Directive:
Say only how many lines contain the word "table".

Supplied data:
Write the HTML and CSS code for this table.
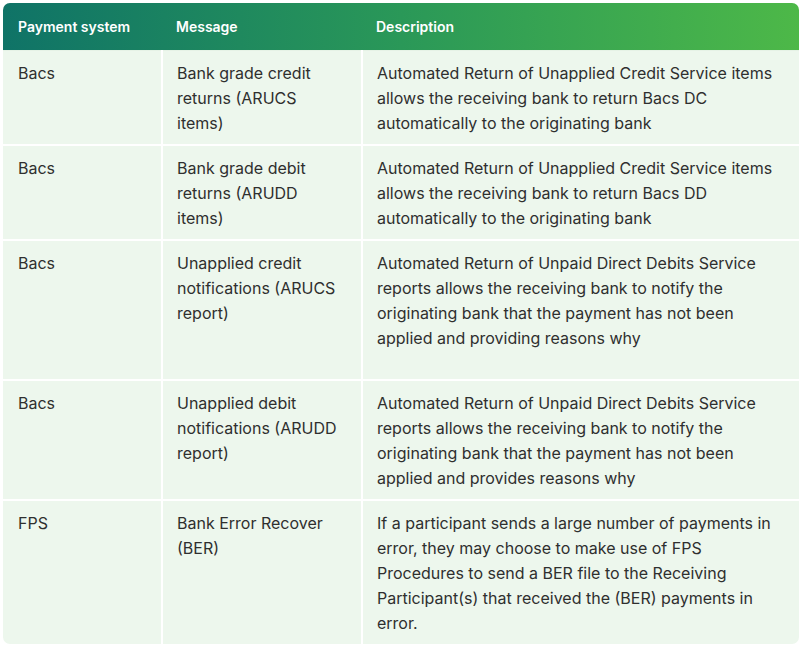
FILE: index.html
```html
<!DOCTYPE html>
<html>
<head>
<meta charset="utf-8">
<link rel="stylesheet" href="styles.css">
</head>
<body>
<div class="wrap">
<table class="tbl">
<colgroup><col class="c1"><col class="c2"><col class="c3"></colgroup>
<thead>
<tr><th>Payment system</th><th>Message</th><th>Description</th></tr>
</thead>
<tbody>
<tr><td>Bacs</td><td>Bank grade credit returns (ARUCS items)</td><td>Automated Return of Unapplied Credit Service items allows the receiving bank to return Bacs DC automatically to the originating bank</td></tr>
<tr><td>Bacs</td><td>Bank grade debit returns (ARUDD items)</td><td>Automated Return of Unapplied Credit Service items allows the receiving bank to return Bacs DD automatically to the originating bank</td></tr>
<tr class="tall"><td>Bacs</td><td>Unapplied credit notifications (ARUCS report)</td><td>Automated Return of Unpaid Direct Debits Service reports allows the receiving bank to notify the originating bank that the payment has not been applied and providing reasons why</td></tr>
<tr><td>Bacs</td><td>Unapplied debit notifications (ARUDD report)</td><td>Automated Return of Unpaid Direct Debits Service reports allows the receiving bank to notify the originating bank that the payment has not been applied and provides reasons why</td></tr>
<tr><td>FPS</td><td>Bank Error Recover (BER)</td><td>If a participant sends a large number of payments in error, they may choose to make use of FPS Procedures to send a BER file to the Receiving Participant(s) that received the (BER) payments in error.</td></tr>
</tbody>
</table>
</div>
</body>
</html>
```
FILE: styles.css
```css
html, body { margin: 0; padding: 0; background: #fff; }
body { padding: 3px 1px 0 3px; font-family: Inter, "Open Sans", sans-serif; }
.wrap {
  border-radius: 7px;
  overflow: hidden;
  background: #edf7ed;
}
.tbl {
  width: 100%;
  border-collapse: collapse;
  table-layout: fixed;
}
.c1 { width: 159px; }
.c2 { width: 200px; }
.tbl th {
  height: 47px;
  padding: 0 14px;
  text-align: left;
  color: #fff;
  font-size: 14px;
  font-weight: 600;
  border-bottom: 1px solid #e6f2e6;
}
.tbl th:first-child { padding-left: 15px; }
.tbl thead tr { background: linear-gradient(90deg, #0f7367 0%, #2a9858 50%, #4db848 100%); }
.tbl td {
  vertical-align: top;
  padding: 10px 14px 8px 14px;
  font-size: 16px;
  line-height: 25px;
  color: #2f2f2f;
  border: 2px solid #fff;
  border-top: none;
}
.tbl td:first-child { padding-left: 15px; border-left: none; }
.tbl td:last-child { border-right: none; }
.tbl tr:last-child td { border-bottom: none; }
.tbl tr.tall td { padding-bottom: 28px; }
```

In response:
4